For Phoebe, the mission behind it has always been simple. “For us, it has never just been about hair. It’s about how people feel while they’re with us.”

She measures that impact in mirror moments. “What inspired me most was seeing how a simple service can change how someone feels about themselves,” she says. “When a client looks at the mirror, and you see their confidence come back, you realize it’s not just about the hair.”
This is especially true for women. Phoebe is clear-eyed about what many of her clients are carrying when they walk in — work, family, the quiet accumulation of responsibilities that leaves little room for anything else. “Us women, we hold a lot of responsibilities… sometimes we forget to take care of ourselves,” she says. Kohana’s services are structured with this in mind. Each session is designed to give clients a set window of rest and care, even within a short visit. “That small moment of self-care can help someone reconnect with their confidence, their strength, and who they are.”

That care extends behind the chair, too. Every client moves through consultation, treatment, and post-care, with each step built for consistency. Phoebe doesn’t manage this from a distance. She trains alongside her team, studies the same techniques, and applies what she learns directly into the business. It’s the same approach she started with, just more refined.
Building it hasn’t always been easy. “There were a lot of difficulties, a lot of self-doubt,” she says. Managing a growing team while holding the line on quality meant constantly reviewing, adjusting, and improving — not stepping back. She stayed present in daily operations because that’s what the standard required.

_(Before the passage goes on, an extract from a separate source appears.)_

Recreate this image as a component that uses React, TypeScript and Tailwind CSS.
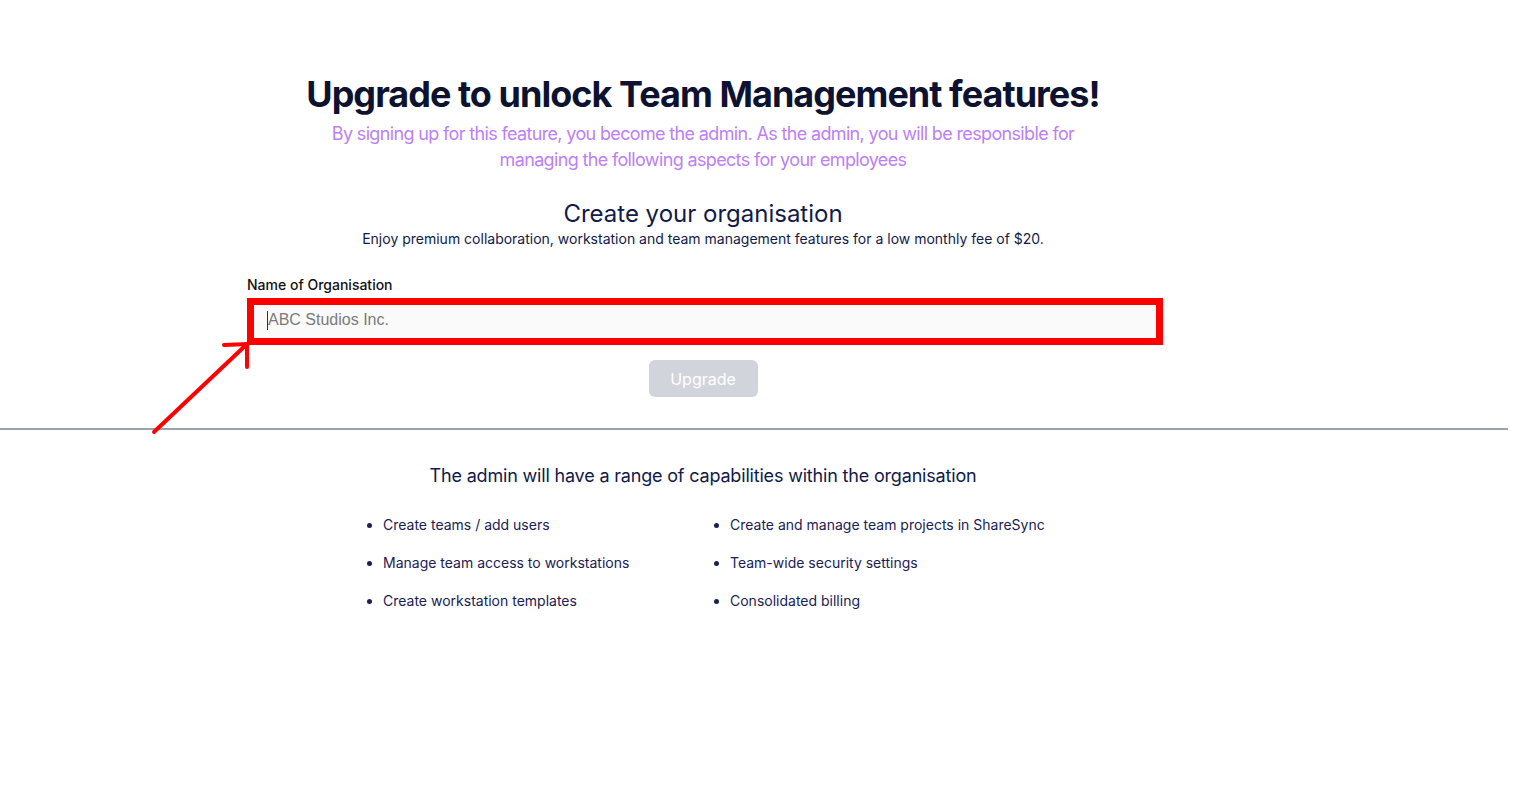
import React from "react";

const left = ["Create teams / add users", "Manage team access to workstations", "Create workstation templates"];
const right = ["Create and manage team projects in ShareSync", "Team-wide security settings", "Consolidated billing"];

function Bullet({ text }: { text: string }) {
  return (
    <li className="flex items-center h-[20px] text-[14px] leading-[20px] text-[#1b2155]">
      <span className="w-[5px] h-[5px] rounded-full bg-[#1b2155] ml-[3px] mr-[11px]" />
      {text}
    </li>
  );
}

export default function App() {
  return (
    <div className="relative min-h-screen w-full bg-white" style={{ fontFamily: "Inter, 'Noto Sans', sans-serif" }}>
      <div className="w-[1508px]">
        <div className="pl-[247px] pt-[72px]">
          <div className="w-[916px] flex flex-col items-start">
            <div className="w-[912px] flex flex-col items-center text-center">
              <h1 className="text-[36px] leading-[44px] font-bold text-[#0d1230] tracking-[-0.027em]">
                Upgrade to unlock Team Management features!
              </h1>
              <p className="mt-[5px] w-[760px] text-[18px] leading-[26px] text-[#bd80f5] tracking-[-0.036em]">
                By signing up for this feature, you become the admin. As the admin, you will be responsible for managing the following aspects for your employees
              </p>
              <h2 className="mt-[25px] text-[24px] leading-[32px] text-[#111a4a]">Create your organisation</h2>
              <p className="mt-[-1px] text-[14px] leading-[20px] text-[#111a4a]">
                Enjoy premium collaboration, workstation and team management features for a low monthly fee of $20.
              </p>
            </div>
            <div className="mt-[26px] w-full text-left">
              <label className="block text-[14px] leading-[20px] font-medium text-[#111111]">Name of Organisation</label>
              <div className="relative mt-[3px] h-[47px] w-full">
                <textarea
                  placeholder="ABC Studios Inc."
                  className="block h-full w-full bg-[#fafafa] border border-[#d1d5db] pl-[20px] pt-[11px] text-[16px] leading-[20px] text-[#333] placeholder:text-[#7a7a7a] outline-none"
                  style={{ fontFamily: "'Liberation Sans', Arial, sans-serif" }}
                />
                <div className="pointer-events-none absolute inset-0 border-[7px] border-[#ff0000]" />
                <div className="pointer-events-none absolute left-[20px] top-[13px] w-px h-[19px] bg-[#333]" />
              </div>
            </div>
            <div className="w-[912px] flex justify-center">
              <button className="mt-[15px] h-[37px] w-[109px] rounded-md bg-[#d1d5db] text-white text-[16px]">
                Upgrade
              </button>
            </div>
          </div>
        </div>
        <div className="mt-[31px] h-[2px] w-full bg-[#9ca3af]" />
        <div className="pl-[247px]">
          <div className="w-[912px] flex flex-col items-center">
            <h3 className="mt-[32px] text-[18px] leading-[28px] text-[#111a4a] tracking-[-0.01em]">
              The admin will have a range of capabilities within the organisation
            </h3>
          </div>
          <div className="ml-[117px] mt-[25px] grid grid-cols-[347px_347px]">
            <ul className="flex flex-col gap-[18px]">
              {left.map((t) => (
                <Bullet key={t} text={t} />
              ))}
            </ul>
            <ul className="flex flex-col gap-[18px]">
              {right.map((t) => (
                <Bullet key={t} text={t} />
              ))}
            </ul>
          </div>
        </div>
      </div>
      <svg className="pointer-events-none absolute left-0 top-0" width="400" height="500" viewBox="0 0 400 500">
        <g stroke="#ff0000" strokeWidth="4" strokeLinecap="round" fill="none">
          <line x1="154" y1="432" x2="246" y2="345" />
          <line x1="224" y1="345" x2="248" y2="344" />
          <line x1="247" y1="344" x2="247" y2="367" />
        </g>
      </svg>
    </div>
  );
}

What keeps her going is watching it pay off. “The most rewarding part is seeing the team grow with those standards,” she says, and just as much, seeing the smiles from clients who leave feeling like themselves again.
Her advice to anyone building something of their own reflects everything she’s lived through it. “Trust the process and not be afraid of the slow seasons.” Growth, she’s learned, doesn’t always move at the pace you want it to. But steady work, paired with clear direction, gets you somewhere real.
Kohana by Colors and Peach is proof of that. And if you’ve ever sat in one of their chairs and caught your own reflection at the end of a session, you already know it.